Quand on pense à la mise en service prévue du tunnel de base du Ceneri (CBT): quels sont les deux mots qui vous viennent spontanément à l’esprit?
SF: Alternatives. La Suisse est prête.
DB: Gains d’efficacité. Moins de CO2.
Il s’agit de quatre notions différentes. Pouvez-vous préciser vos pensées?
SF: Sur l’axe nord-sud, de nombreux tronçons de ligne n’offrent pas d’options alternatives. En Suisse, par contre, avec les axes Bâle–Lötschberg–Domodossola, Bâle–Saint-Gothard–Luino et Bâle–Saint-Gothard–Ceneri–Chiasso, nous disposons désormais de trois passages à travers les Alpes que nous pouvons utiliser comme alternatives en cas de perturbations du trafic marchandises. Jusqu’à présent, nous pouvions faire circuler uniquement des trains de profil standard 400 à travers le Lötschberg jusqu’à Milan; en cas de perturbations, il n’y avait qu’une autre solution, via le Brenner en Autriche. Avec le Ceneri, nous offrons désormais à nos clients une solution à travers les Alpes suisses.
Il est remarquable qu’une structure aussi gigantesque ait été construite ici sans retard et dans les limites des budgets impartis.
DB: Par gain d’efficacité, j’entends que l’augmentation de la capacité et l’accélération de la succession des trains représentent un bond en avant pour le fret ferroviaire par rapport au transport routier. Grâce au Ceneri, le rail deviendra plus compétitif, le nord et le sud se rapprocheront pour renforcer l’impact du fret ferroviaire transalpin.

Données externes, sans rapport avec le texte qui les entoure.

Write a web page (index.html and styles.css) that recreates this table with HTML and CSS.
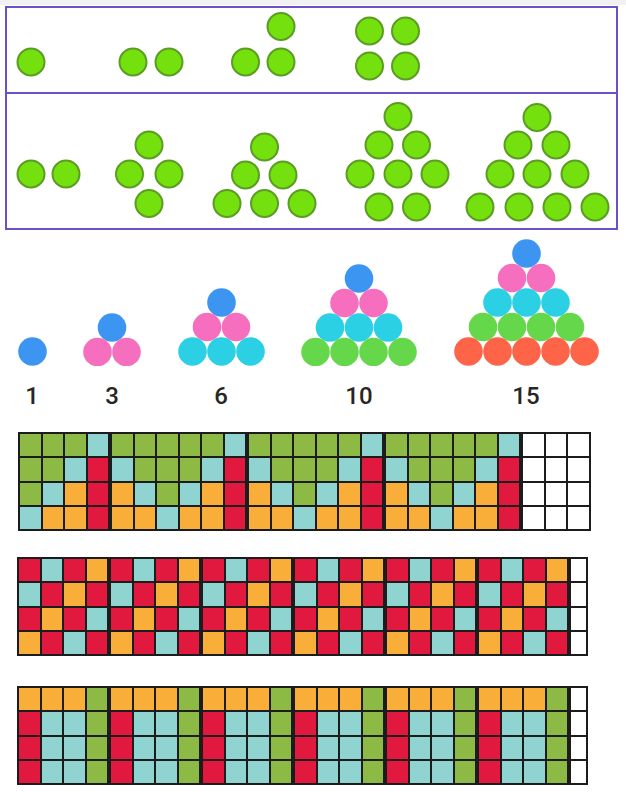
FILE: index.html
```html
<!DOCTYPE html>
<html>
<head>
<meta charset="utf-8">
<link rel="stylesheet" href="styles.css">
</head>
<body>
<div class="topbar"></div>

<section class="dots-box">
  <div class="dots-row row-a">
    <svg width="609" height="84" viewBox="7 8 609 84">
      <circle class="gd" cx="31" cy="62" r="13.5"/>
      <circle class="gd" cx="133" cy="62" r="13.5"/>
      <circle class="gd" cx="169" cy="62" r="13.5"/>
      <circle class="gd" cx="245.5" cy="62" r="13.5"/>
      <circle class="gd" cx="281" cy="62" r="13.5"/>
      <circle class="gd" cx="281" cy="26.5" r="13.5"/>
      <circle class="gd" cx="369.5" cy="31" r="13.5"/>
      <circle class="gd" cx="405.5" cy="31" r="13.5"/>
      <circle class="gd" cx="369.5" cy="66" r="13.5"/>
      <circle class="gd" cx="405.5" cy="66" r="13.5"/>
    </svg>
  </div>
  <div class="dots-row row-b">
    <svg width="609" height="134" viewBox="7 94 609 134">
      <circle class="gd" cx="31" cy="174" r="13.5"/>
      <circle class="gd" cx="66" cy="174" r="13.5"/>

      <circle class="gd" cx="149" cy="145" r="13.5"/>
      <circle class="gd" cx="129.5" cy="174" r="13.5"/>
      <circle class="gd" cx="169" cy="174" r="13.5"/>
      <circle class="gd" cx="149" cy="203.5" r="13.5"/>

      <circle class="gd" cx="264.5" cy="147" r="13.5"/>
      <circle class="gd" cx="245.5" cy="175" r="13.5"/>
      <circle class="gd" cx="283" cy="175" r="13.5"/>
      <circle class="gd" cx="227" cy="203.5" r="13.5"/>
      <circle class="gd" cx="264.5" cy="203.5" r="13.5"/>
      <circle class="gd" cx="302" cy="203.5" r="13.5"/>

      <circle class="gd" cx="398" cy="116.5" r="13.5"/>
      <circle class="gd" cx="379" cy="145" r="13.5"/>
      <circle class="gd" cx="416.5" cy="145" r="13.5"/>
      <circle class="gd" cx="360" cy="174" r="13.5"/>
      <circle class="gd" cx="398" cy="174" r="13.5"/>
      <circle class="gd" cx="435" cy="174" r="13.5"/>
      <circle class="gd" cx="379" cy="207" r="13.5"/>
      <circle class="gd" cx="416.5" cy="207" r="13.5"/>

      <circle class="gd" cx="537" cy="117.5" r="13.5"/>
      <circle class="gd" cx="518" cy="145" r="13.5"/>
      <circle class="gd" cx="556" cy="145" r="13.5"/>
      <circle class="gd" cx="500" cy="174" r="13.5"/>
      <circle class="gd" cx="537" cy="174" r="13.5"/>
      <circle class="gd" cx="575" cy="174" r="13.5"/>
      <circle class="gd" cx="480" cy="207" r="13.5"/>
      <circle class="gd" cx="519" cy="207" r="13.5"/>
      <circle class="gd" cx="557" cy="207" r="13.5"/>
      <circle class="gd" cx="595" cy="207" r="13.5"/>
    </svg>
  </div>
</section>

<section class="tri-row">
  <figure class="tri">
    <svg width="29" height="29" viewBox="0 0 29 29">
      <circle class="c0" cx="14.5" cy="14.5" r="14.3"/>
    </svg>
    <figcaption>1</figcaption>
  </figure>
  <figure class="tri">
    <svg width="58" height="53.5" viewBox="0 0 58 53.5">
      <circle class="c0" cx="29" cy="14.5" r="14.3"/>
      <circle class="c1" cx="14.5" cy="39" r="14.3"/>
      <circle class="c1" cx="43.5" cy="39" r="14.3"/>
    </svg>
    <figcaption>3</figcaption>
  </figure>
  <figure class="tri">
    <svg width="87" height="78" viewBox="0 0 87 78">
      <circle class="c0" cx="43.5" cy="14.5" r="14.3"/>
      <circle class="c1" cx="29" cy="39" r="14.3"/>
      <circle class="c1" cx="58" cy="39" r="14.3"/>
      <circle class="c2" cx="14.5" cy="63.5" r="14.3"/>
      <circle class="c2" cx="43.5" cy="63.5" r="14.3"/>
      <circle class="c2" cx="72.5" cy="63.5" r="14.3"/>
    </svg>
    <figcaption>6</figcaption>
  </figure>
  <figure class="tri">
    <svg width="116" height="102.5" viewBox="0 0 116 102.5">
      <circle class="c0" cx="58" cy="14.5" r="14.3"/>
      <circle class="c1" cx="43.5" cy="39" r="14.3"/>
      <circle class="c1" cx="72.5" cy="39" r="14.3"/>
      <circle class="c2" cx="29" cy="63.5" r="14.3"/>
      <circle class="c2" cx="58" cy="63.5" r="14.3"/>
      <circle class="c2" cx="87" cy="63.5" r="14.3"/>
      <circle class="c3" cx="14.5" cy="88" r="14.3"/>
      <circle class="c3" cx="43.5" cy="88" r="14.3"/>
      <circle class="c3" cx="72.5" cy="88" r="14.3"/>
      <circle class="c3" cx="101.5" cy="88" r="14.3"/>
    </svg>
    <figcaption>10</figcaption>
  </figure>
  <figure class="tri">
    <svg width="145" height="127" viewBox="0 0 145 127">
      <circle class="c0" cx="72.5" cy="14.5" r="14.3"/>
      <circle class="c1" cx="58" cy="39" r="14.3"/>
      <circle class="c1" cx="87" cy="39" r="14.3"/>
      <circle class="c2" cx="43.5" cy="63.5" r="14.3"/>
      <circle class="c2" cx="72.5" cy="63.5" r="14.3"/>
      <circle class="c2" cx="101.5" cy="63.5" r="14.3"/>
      <circle class="c3" cx="29" cy="88" r="14.3"/>
      <circle class="c3" cx="58" cy="88" r="14.3"/>
      <circle class="c3" cx="87" cy="88" r="14.3"/>
      <circle class="c3" cx="116" cy="88" r="14.3"/>
      <circle class="c4" cx="14.5" cy="112.5" r="14.3"/>
      <circle class="c4" cx="43.5" cy="112.5" r="14.3"/>
      <circle class="c4" cx="72.5" cy="112.5" r="14.3"/>
      <circle class="c4" cx="101.5" cy="112.5" r="14.3"/>
      <circle class="c4" cx="130.5" cy="112.5" r="14.3"/>
    </svg>
    <figcaption>15</figcaption>
  </figure>
</section>

<section class="strip strip-1">
  <div class="blk b4">
    <i class="g"></i><i class="g"></i><i class="g"></i><i class="t"></i>
    <i class="g"></i><i class="g"></i><i class="t"></i><i class="r"></i>
    <i class="g"></i><i class="t"></i><i class="o"></i><i class="r"></i>
    <i class="t"></i><i class="o"></i><i class="o"></i><i class="r"></i>
  </div>
  <div class="blk b6">
    <i class="g"></i><i class="g"></i><i class="g"></i><i class="g"></i><i class="g"></i><i class="t"></i>
    <i class="t"></i><i class="g"></i><i class="g"></i><i class="g"></i><i class="t"></i><i class="r"></i>
    <i class="o"></i><i class="t"></i><i class="g"></i><i class="t"></i><i class="o"></i><i class="r"></i>
    <i class="o"></i><i class="o"></i><i class="t"></i><i class="o"></i><i class="o"></i><i class="r"></i>
  </div>
  <div class="blk b6">
    <i class="g"></i><i class="g"></i><i class="g"></i><i class="g"></i><i class="g"></i><i class="t"></i>
    <i class="t"></i><i class="g"></i><i class="g"></i><i class="g"></i><i class="t"></i><i class="r"></i>
    <i class="o"></i><i class="t"></i><i class="g"></i><i class="t"></i><i class="o"></i><i class="r"></i>
    <i class="o"></i><i class="o"></i><i class="t"></i><i class="o"></i><i class="o"></i><i class="r"></i>
  </div>
  <div class="blk b6">
    <i class="g"></i><i class="g"></i><i class="g"></i><i class="g"></i><i class="g"></i><i class="t"></i>
    <i class="t"></i><i class="g"></i><i class="g"></i><i class="g"></i><i class="t"></i><i class="r"></i>
    <i class="o"></i><i class="t"></i><i class="g"></i><i class="t"></i><i class="o"></i><i class="r"></i>
    <i class="o"></i><i class="o"></i><i class="t"></i><i class="o"></i><i class="o"></i><i class="r"></i>
  </div>
  <div class="blk b3">
    <i class="w"></i><i class="w"></i><i class="w"></i>
    <i class="w"></i><i class="w"></i><i class="w"></i>
    <i class="w"></i><i class="w"></i><i class="w"></i>
    <i class="w"></i><i class="w"></i><i class="w"></i>
  </div>
</section>

<section class="strip strip-2">
  <div class="blk b4">
    <i class="r"></i><i class="t"></i><i class="r"></i><i class="o"></i>
    <i class="t"></i><i class="r"></i><i class="o"></i><i class="r"></i>
    <i class="r"></i><i class="o"></i><i class="r"></i><i class="t"></i>
    <i class="o"></i><i class="r"></i><i class="t"></i><i class="r"></i>
  </div>
  <div class="blk b4">
    <i class="r"></i><i class="t"></i><i class="r"></i><i class="o"></i>
    <i class="t"></i><i class="r"></i><i class="o"></i><i class="r"></i>
    <i class="r"></i><i class="o"></i><i class="r"></i><i class="t"></i>
    <i class="o"></i><i class="r"></i><i class="t"></i><i class="r"></i>
  </div>
  <div class="blk b4">
    <i class="r"></i><i class="t"></i><i class="r"></i><i class="o"></i>
    <i class="t"></i><i class="r"></i><i class="o"></i><i class="r"></i>
    <i class="r"></i><i class="o"></i><i class="r"></i><i class="t"></i>
    <i class="o"></i><i class="r"></i><i class="t"></i><i class="r"></i>
  </div>
  <div class="blk b4">
    <i class="r"></i><i class="t"></i><i class="r"></i><i class="o"></i>
    <i class="t"></i><i class="r"></i><i class="o"></i><i class="r"></i>
    <i class="r"></i><i class="o"></i><i class="r"></i><i class="t"></i>
    <i class="o"></i><i class="r"></i><i class="t"></i><i class="r"></i>
  </div>
  <div class="blk b4">
    <i class="r"></i><i class="t"></i><i class="r"></i><i class="o"></i>
    <i class="t"></i><i class="r"></i><i class="o"></i><i class="r"></i>
    <i class="r"></i><i class="o"></i><i class="r"></i><i class="t"></i>
    <i class="o"></i><i class="r"></i><i class="t"></i><i class="r"></i>
  </div>
  <div class="blk b4">
    <i class="r"></i><i class="t"></i><i class="r"></i><i class="o"></i>
    <i class="t"></i><i class="r"></i><i class="o"></i><i class="r"></i>
    <i class="r"></i><i class="o"></i><i class="r"></i><i class="t"></i>
    <i class="o"></i><i class="r"></i><i class="t"></i><i class="r"></i>
  </div>
  <div class="blk b1">
    <i class="w"></i><i class="w"></i><i class="w"></i><i class="w"></i>
  </div>
</section>

<section class="strip strip-3">
  <div class="blk b4">
    <i class="o"></i><i class="o"></i><i class="o"></i><i class="g"></i>
    <i class="r"></i><i class="t"></i><i class="t"></i><i class="g"></i>
    <i class="r"></i><i class="t"></i><i class="t"></i><i class="g"></i>
    <i class="r"></i><i class="t"></i><i class="t"></i><i class="g"></i>
  </div>
  <div class="blk b4">
    <i class="o"></i><i class="o"></i><i class="o"></i><i class="g"></i>
    <i class="r"></i><i class="t"></i><i class="t"></i><i class="g"></i>
    <i class="r"></i><i class="t"></i><i class="t"></i><i class="g"></i>
    <i class="r"></i><i class="t"></i><i class="t"></i><i class="g"></i>
  </div>
  <div class="blk b4">
    <i class="o"></i><i class="o"></i><i class="o"></i><i class="g"></i>
    <i class="r"></i><i class="t"></i><i class="t"></i><i class="g"></i>
    <i class="r"></i><i class="t"></i><i class="t"></i><i class="g"></i>
    <i class="r"></i><i class="t"></i><i class="t"></i><i class="g"></i>
  </div>
  <div class="blk b4">
    <i class="o"></i><i class="o"></i><i class="o"></i><i class="g"></i>
    <i class="r"></i><i class="t"></i><i class="t"></i><i class="g"></i>
    <i class="r"></i><i class="t"></i><i class="t"></i><i class="g"></i>
    <i class="r"></i><i class="t"></i><i class="t"></i><i class="g"></i>
  </div>
  <div class="blk b4">
    <i class="o"></i><i class="o"></i><i class="o"></i><i class="g"></i>
    <i class="r"></i><i class="t"></i><i class="t"></i><i class="g"></i>
    <i class="r"></i><i class="t"></i><i class="t"></i><i class="g"></i>
    <i class="r"></i><i class="t"></i><i class="t"></i><i class="g"></i>
  </div>
  <div class="blk b4">
    <i class="o"></i><i class="o"></i><i class="o"></i><i class="g"></i>
    <i class="r"></i><i class="t"></i><i class="t"></i><i class="g"></i>
    <i class="r"></i><i class="t"></i><i class="t"></i><i class="g"></i>
    <i class="r"></i><i class="t"></i><i class="t"></i><i class="g"></i>
  </div>
  <div class="blk b1">
    <i class="w"></i><i class="w"></i><i class="w"></i><i class="w"></i>
  </div>
</section>
</body>
</html>
```

FILE: styles.css
```css
html, body {
  margin: 0;
  padding: 0;
  background: #ffffff;
}

body {
  width: 626px;
  font-family: Roboto, "Liberation Sans", Arial, sans-serif;
}

.topbar {
  height: 5px;
  background: #f1f1f4;
}

/* framed dot patterns */
.dots-box {
  width: 609px;
  margin: 1px 0 0 5px;
  border: 2px solid #6b50c8;
}

.dots-row svg {
  display: block;
}

.row-a {
  height: 84px;
  border-bottom: 2px solid #6b50c8;
}

.row-b {
  height: 134px;
}

.gd {
  fill: #74e00d;
  stroke: #5b9c22;
  stroke-width: 2;
}

/* coloured triangular numbers */
.tri-row {
  display: flex;
  align-items: flex-end;
  gap: 36.5px;
  margin-top: 9px;
  padding-left: 17.5px;
}

.tri {
  margin: 0;
  display: flex;
  flex-direction: column;
  align-items: center;
}

.tri svg {
  display: block;
}

.tri figcaption {
  margin-top: 18px;
  font-size: 24px;
  line-height: 24px;
  font-weight: 500;
  color: #262626;
}

.c0 { fill: #3d95f2; }
.c1 { fill: #f66fbf; }
.c2 { fill: #2bd0e4; }
.c3 { fill: #64d74b; }
.c4 { fill: #fe6447; }

/* coloured square strips */
.strip {
  display: flex;
  align-items: flex-start;
}

.strip-1 {
  margin: 24px 0 0 18px;
}

.strip-2 {
  margin: 26px 0 0 17px;
}

.strip-3 {
  margin: 30px 0 0 17px;
}

.blk {
  display: grid;
  gap: 2px;
  padding: 2px;
  background: #1c1c1c;
  grid-auto-rows: 22.25px;
}

.b6 { grid-template-columns: repeat(6, 20.5px); }
.b4 { grid-template-columns: repeat(4, 20.5px); }
.b3 { grid-template-columns: repeat(3, 20.5px); }
.b1 { grid-template-columns: 15px; }

.blk i {
  display: block;
}

.g { background: #8cba45; }
.t { background: #8fd4d0; }
.r { background: #e1193e; }
.o { background: #f9ae3a; }
.w { background: #ffffff; }
```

Grâce au tunnel du Ceneri, il sera possible de transporter quotidiennement plus de 3000 semi-remorques de Bâle à Chiasso par le rail à partir de la fin 2022. Pour chaque semi-remorque transportée, CFF Cargo économise environ 0,3 tonne de CO2 ou 60 000 ballons remplis de CO2 par jour et émet 11 fois moins de gaz à effet de serre. À pleine capacité, cela signifierait 890 tonnes de CO2.
Le tunnel de base du Ceneri raccourcit la distance entre Bâle et Chiasso d’environ 15 minutes dans chaque direction. Comment évaluez-vous cette augmentation de l’efficacité?
SF: Dans le transport de marchandises, on parle constamment de coûts. En logistique, tout doit être aussi avantageux que possible en ce qui concerne la qualité, par exemple, la planification de réserves pour les mécaniciens de locomotives, les véhicules de remplacement, etc. Malheureusement, lorsqu’il s’agit de signer le contrat, le bon marché est souvent la seule chose qui compte. Ainsi, toute augmentation de l’efficacité contribue à transférer le transport de marchandises de la route au rail. La seule chance pour nous de surclasser le transport routier de marchandises est d’accroître l’efficacité du transport de marchandises par rail.
DB: Exactement. Ce qui me semble pertinent, c’est un transport ferroviaire plus productif avec des trains plus longs et plus lourds, tout à fait en accord avec notre politique suisse de transfert de la route au rail. Les besoins de la clientèle augmentent. Et celle-ci est sensible aux questions de prix et de fiabilité des livraisons. L’infrastructure est désormais en place sur cette ligne, pour nous permettre des transports plus efficaces, une production plus flexible et une plus grande réactivité lorsqu’il s’agit de répondre aux besoins de nos clients.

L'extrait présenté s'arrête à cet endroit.